Copy the material that follows word for word and omit its pictures.

*** Available data

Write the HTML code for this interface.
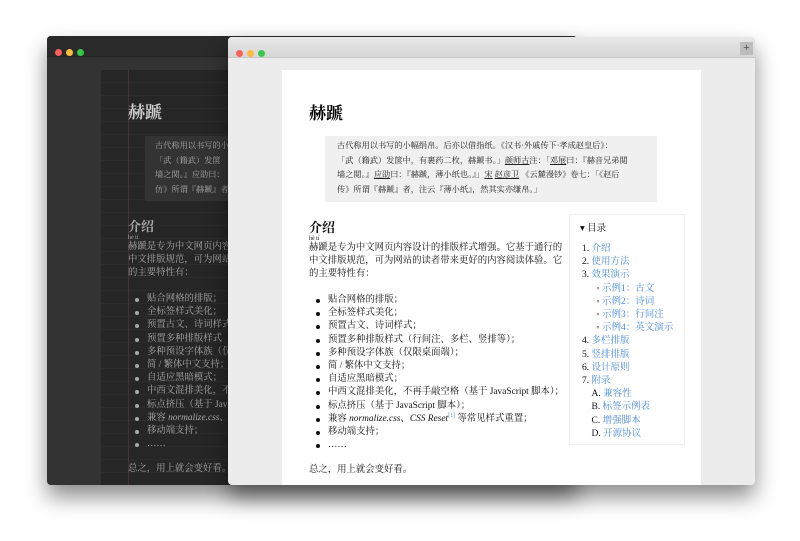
<!DOCTYPE html>
<html><head><meta charset="utf-8"><style>
*{margin:0;padding:0;box-sizing:border-box}
body{width:800px;height:541px;background:#fff;position:relative;overflow:hidden;font-family:"Liberation Serif","Noto Serif CJK SC",serif}
.win{position:absolute;border-radius:4px;overflow:hidden;box-shadow:0 12px 22px rgba(0,0,0,.45)}
.dots{position:absolute;left:8px;top:7px}
.dots i{display:inline-block;width:7px;height:7px;border-radius:50%;margin-right:4px}
.dark{left:47px;top:36px;width:530px;height:449px;background:#333}
.dark .tb{height:21px;background:#2a2a2a;border-bottom:1px solid #222}
.dark .pg{position:absolute;left:54px;top:34px;right:0;bottom:0;background:#262626;background-image:repeating-linear-gradient(#262626 0 12px,#2c2c2c 12px 13px)}
.dark .rl{position:absolute;left:81px;top:34px;bottom:0;width:1px;background:#4a3030}
.light{left:228px;top:37px;width:527px;height:448px;background:#ececec}
.light .tb{height:21px;background:linear-gradient(#e8e8e8,#d6d6d6);border-bottom:1px solid #c8c8c8}
.plus{position:absolute;right:2px;top:5px;width:13px;height:13px;background:#bdbdbd;color:#555;font:11px/13px "Liberation Sans",sans-serif;text-align:center}
.paper{position:absolute;left:54px;top:33px;width:419px;bottom:0;background:#fff}
.t{position:absolute;white-space:nowrap;color:#111}
h1{position:absolute;font-size:17px;font-weight:bold}
.bq{position:absolute;background:#f0f0f0;font-size:8.2px;line-height:14.7px;padding:3px 0 0 12px;color:#222}
.bq u{text-decoration:underline}
.p{font-size:9.4px;line-height:13px}
ul{list-style:none}
li{font-size:9.4px;line-height:13.2px;position:relative;padding-left:12px}
li:before{content:"";position:absolute;left:0;top:5px;width:4px;height:4px;border-radius:50%;background:currentColor}
.toc{position:absolute;border:1px solid #eee;background:#fff;font-size:9.5px;line-height:13.2px}
.toc a{color:#4a8bd9}
.dark .t{color:#aaa}
</style></head><body>

<div class="win dark">
 <div class="tb"><div class="dots"><i style="background:#fc605c"></i><i style="background:#fdbc40"></i><i style="background:#34c84a"></i></div></div>
 <div class="pg"></div><div class="rl"></div>
 <div class="t" style="left:81px;top:62px;font-size:17px;font-weight:bold;color:#ccc!important">赫蹏</div>
 <div style="position:absolute;left:98px;top:100px;width:200px;height:65px;background:#333"></div>
 <div class="t" style="left:108px;top:103px;font-size:8.2px;line-height:14.7px">古代称用以书写的小<br>「武（籍武）发箧<br>墙之関。』应劭曰：<br>仿》所谓『赫蹏』者</div>
 <div class="t" style="left:81px;top:180px;font-size:13px;font-weight:bold">介绍</div>
 <div class="t" style="left:81px;top:199px;font-size:6px">hè tí</div>
 <div class="t p" style="left:81px;top:205px">赫蹏是专为中文网页内容设<br>中文排版规范，可为网站的<br>的主要特性有：</div>
 <ul class="t" style="left:88px;top:257px"><li>贴合网格的排版；</li><li>全标签样式美化；</li><li>预置古文、诗词样式；</li><li>预置多种排版样式（行</li><li>多种预设字体族（仅限</li><li>简 / 繁体中文支持；</li><li>自适应黑暗模式；</li><li>中西文混排美化，不再</li><li>标点挤压（基于 JavaS</li><li>兼容 <i>normalize.css</i>、C</li><li>移动端支持；</li><li>……</li></ul>
 <div class="t p" style="left:81px;top:427px">总之，用上就会变好看。</div>
</div>

<div class="win light">
 <div class="tb"><div class="dots"><i style="background:#fc605c"></i><i style="background:#fdbc40"></i><i style="background:#34c84a"></i></div><div class="plus">+</div></div>
 <div class="paper"></div>
 <h1 style="left:81px;top:62px">赫蹏</h1>
 <div class="bq" style="left:97px;top:99px;width:332px;height:66px"><span style="white-space:nowrap">古代称用以书写的小幅绢帛。后亦以借指纸。《汉书·外戚传下·孝成赵皇后》：<br>「武（籍武）发箧中，有裹药二枚，赫蹏书。」<u>颜师古</u>注：「<u>邓展</u>曰：『赫音兄弟閲<br>墙之閲。』<u>应劭</u>曰：『赫蹏，薄小纸也。』」<u>宋</u> <u>赵彦卫</u> 《云麓漫钞》卷七：「《赵后<br>传》所谓『赫蹏』者，注云『薄小纸』，然其实亦缣帛。」</span></div>
 <div class="t" style="left:81px;top:180px;font-size:13px;font-weight:bold">介绍</div>
 <div class="t" style="left:81px;top:199px;font-size:6px">hè tí</div>
 <div class="t p" style="left:81px;top:205px">赫蹏是专为中文网页内容设计的排版样式增强。它基于通行的<br>中文排版规范，可为网站的读者带来更好的内容阅读体验。它<br>的主要特性有：</div>
 <ul class="t" style="left:88px;top:257px"><li>贴合网格的排版；</li><li>全标签样式美化；</li><li>预置古文、诗词样式；</li><li>预置多种排版样式（行间注、多栏、竖排等）；</li><li>多种预设字体族（仅限桌面端）；</li><li>简 / 繁体中文支持；</li><li>自适应黑暗模式；</li><li>中西文混排美化，不再手敲空格（基于 JavaScript 脚本）；</li><li>标点挤压（基于 JavaScript 脚本）；</li><li>兼容 <i>normalize.css</i>、<i>CSS Reset</i><sup style="font-size:6px;color:#4a8bd9;line-height:0">[1]</sup> 等常见样式重置；</li><li>移动端支持；</li><li>……</li></ul>
 <div class="t p" style="left:81px;top:427px">总之，用上就会变好看。</div>
 <div class="toc" style="left:341px;top:177px;width:116px;height:231px">
  <div class="t" style="left:10px;top:8px">▾ 目录</div>
  <div class="t" style="left:12px;top:28px">1. <a>介绍</a><br>2. <a>使用方法</a><br>3. <a>效果演示</a><br>&nbsp;&nbsp;&nbsp;&nbsp;&nbsp;&nbsp;◦ <a>示例1：古文</a><br>&nbsp;&nbsp;&nbsp;&nbsp;&nbsp;&nbsp;◦ <a>示例2：诗词</a><br>&nbsp;&nbsp;&nbsp;&nbsp;&nbsp;&nbsp;◦ <a>示例3：行间注</a><br>&nbsp;&nbsp;&nbsp;&nbsp;&nbsp;&nbsp;◦ <a>示例4：英文演示</a><br>4. <a>多栏排版</a><br>5. <a>竖排排版</a><br>6. <a>设计原则</a><br>7. <a>附录</a><br>&nbsp;&nbsp;&nbsp;&nbsp;A. <a>兼容性</a><br>&nbsp;&nbsp;&nbsp;&nbsp;B. <a>标签示例表</a><br>&nbsp;&nbsp;&nbsp;&nbsp;C. <a>增强脚本</a><br>&nbsp;&nbsp;&nbsp;&nbsp;D. <a>开源协议</a></div>
 </div>
</div>
</body></html>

******

> _Written solution_:
Write the HTML code for this interface.
<!DOCTYPE html>
<html><head><meta charset="utf-8"><style>
*{margin:0;padding:0;box-sizing:border-box}
body{width:800px;height:541px;background:#fff;position:relative;overflow:hidden;font-family:"Liberation Serif","Noto Serif CJK SC",serif}
.win{position:absolute;border-radius:4px;overflow:hidden;box-shadow:0 12px 22px rgba(0,0,0,.45)}
.dots{position:absolute;left:8px;top:7px}
.dots i{display:inline-block;width:7px;height:7px;border-radius:50%;margin-right:4px}
.dark{left:47px;top:36px;width:530px;height:449px;background:#333}
.dark .tb{height:21px;background:#2a2a2a;border-bottom:1px solid #222}
.dark .pg{position:absolute;left:54px;top:34px;right:0;bottom:0;background:#262626;background-image:repeating-linear-gradient(#262626 0 12px,#2c2c2c 12px 13px)}
.dark .rl{position:absolute;left:81px;top:34px;bottom:0;width:1px;background:#4a3030}
.light{left:228px;top:37px;width:527px;height:448px;background:#ececec}
.light .tb{height:21px;background:linear-gradient(#e8e8e8,#d6d6d6);border-bottom:1px solid #c8c8c8}
.plus{position:absolute;right:2px;top:5px;width:13px;height:13px;background:#bdbdbd;color:#555;font:11px/13px "Liberation Sans",sans-serif;text-align:center}
.paper{position:absolute;left:54px;top:33px;width:419px;bottom:0;background:#fff}
.t{position:absolute;white-space:nowrap;color:#111}
h1{position:absolute;font-size:17px;font-weight:bold}
.bq{position:absolute;background:#f0f0f0;font-size:8.2px;line-height:14.7px;padding:3px 0 0 12px;color:#222}
.bq u{text-decoration:underline}
.p{font-size:9.4px;line-height:13px}
ul{list-style:none}
li{font-size:9.4px;line-height:13.2px;position:relative;padding-left:12px}
li:before{content:"";position:absolute;left:0;top:5px;width:4px;height:4px;border-radius:50%;background:currentColor}
.toc{position:absolute;border:1px solid #eee;background:#fff;font-size:9.5px;line-height:13.2px}
.toc a{color:#4a8bd9}
.dark .t{color:#aaa}
</style></head><body>

<div class="win dark">
 <div class="tb"><div class="dots"><i style="background:#fc605c"></i><i style="background:#fdbc40"></i><i style="background:#34c84a"></i></div></div>
 <div class="pg"></div><div class="rl"></div>
 <div class="t" style="left:81px;top:62px;font-size:17px;font-weight:bold;color:#ccc!important">赫蹏</div>
 <div style="position:absolute;left:98px;top:100px;width:200px;height:65px;background:#333"></div>
 <div class="t" style="left:108px;top:103px;font-size:8.2px;line-height:14.7px">古代称用以书写的小<br>「武（籍武）发箧<br>墙之関。』应劭曰：<br>仿》所谓『赫蹏』者</div>
 <div class="t" style="left:81px;top:180px;font-size:13px;font-weight:bold">介绍</div>
 <div class="t" style="left:81px;top:199px;font-size:6px">hè tí</div>
 <div class="t p" style="left:81px;top:205px">赫蹏是专为中文网页内容设<br>中文排版规范，可为网站的<br>的主要特性有：</div>
 <ul class="t" style="left:88px;top:257px"><li>贴合网格的排版；</li><li>全标签样式美化；</li><li>预置古文、诗词样式；</li><li>预置多种排版样式（行</li><li>多种预设字体族（仅限</li><li>简 / 繁体中文支持；</li><li>自适应黑暗模式；</li><li>中西文混排美化，不再</li><li>标点挤压（基于 JavaS</li><li>兼容 <i>normalize.css</i>、C</li><li>移动端支持；</li><li>……</li></ul>
 <div class="t p" style="left:81px;top:427px">总之，用上就会变好看。</div>
</div>

<div class="win light">
 <div class="tb"><div class="dots"><i style="background:#fc605c"></i><i style="background:#fdbc40"></i><i style="background:#34c84a"></i></div><div class="plus">+</div></div>
 <div class="paper"></div>
 <h1 style="left:81px;top:62px">赫蹏</h1>
 <div class="bq" style="left:97px;top:99px;width:332px;height:66px"><span style="white-space:nowrap">古代称用以书写的小幅绢帛。后亦以借指纸。《汉书·外戚传下·孝成赵皇后》：<br>「武（籍武）发箧中，有裹药二枚，赫蹏书。」<u>颜师古</u>注：「<u>邓展</u>曰：『赫音兄弟閲<br>墙之閲。』<u>应劭</u>曰：『赫蹏，薄小纸也。』」<u>宋</u> <u>赵彦卫</u> 《云麓漫钞》卷七：「《赵后<br>传》所谓『赫蹏』者，注云『薄小纸』，然其实亦缣帛。」</span></div>
 <div class="t" style="left:81px;top:180px;font-size:13px;font-weight:bold">介绍</div>
 <div class="t" style="left:81px;top:199px;font-size:6px">hè tí</div>
 <div class="t p" style="left:81px;top:205px">赫蹏是专为中文网页内容设计的排版样式增强。它基于通行的<br>中文排版规范，可为网站的读者带来更好的内容阅读体验。它<br>的主要特性有：</div>
 <ul class="t" style="left:88px;top:257px"><li>贴合网格的排版；</li><li>全标签样式美化；</li><li>预置古文、诗词样式；</li><li>预置多种排版样式（行间注、多栏、竖排等）；</li><li>多种预设字体族（仅限桌面端）；</li><li>简 / 繁体中文支持；</li><li>自适应黑暗模式；</li><li>中西文混排美化，不再手敲空格（基于 JavaScript 脚本）；</li><li>标点挤压（基于 JavaScript 脚本）；</li><li>兼容 <i>normalize.css</i>、<i>CSS Reset</i><sup style="font-size:6px;color:#4a8bd9;line-height:0">[1]</sup> 等常见样式重置；</li><li>移动端支持；</li><li>……</li></ul>
 <div class="t p" style="left:81px;top:427px">总之，用上就会变好看。</div>
 <div class="toc" style="left:341px;top:177px;width:116px;height:231px">
  <div class="t" style="left:10px;top:8px">▾ 目录</div>
  <div class="t" style="left:12px;top:28px">1. <a>介绍</a><br>2. <a>使用方法</a><br>3. <a>效果演示</a><br>&nbsp;&nbsp;&nbsp;&nbsp;&nbsp;&nbsp;◦ <a>示例1：古文</a><br>&nbsp;&nbsp;&nbsp;&nbsp;&nbsp;&nbsp;◦ <a>示例2：诗词</a><br>&nbsp;&nbsp;&nbsp;&nbsp;&nbsp;&nbsp;◦ <a>示例3：行间注</a><br>&nbsp;&nbsp;&nbsp;&nbsp;&nbsp;&nbsp;◦ <a>示例4：英文演示</a><br>4. <a>多栏排版</a><br>5. <a>竖排排版</a><br>6. <a>设计原则</a><br>7. <a>附录</a><br>&nbsp;&nbsp;&nbsp;&nbsp;A. <a>兼容性</a><br>&nbsp;&nbsp;&nbsp;&nbsp;B. <a>标签示例表</a><br>&nbsp;&nbsp;&nbsp;&nbsp;C. <a>增强脚本</a><br>&nbsp;&nbsp;&nbsp;&nbsp;D. <a>开源协议</a></div>
 </div>
</div>
</body></html>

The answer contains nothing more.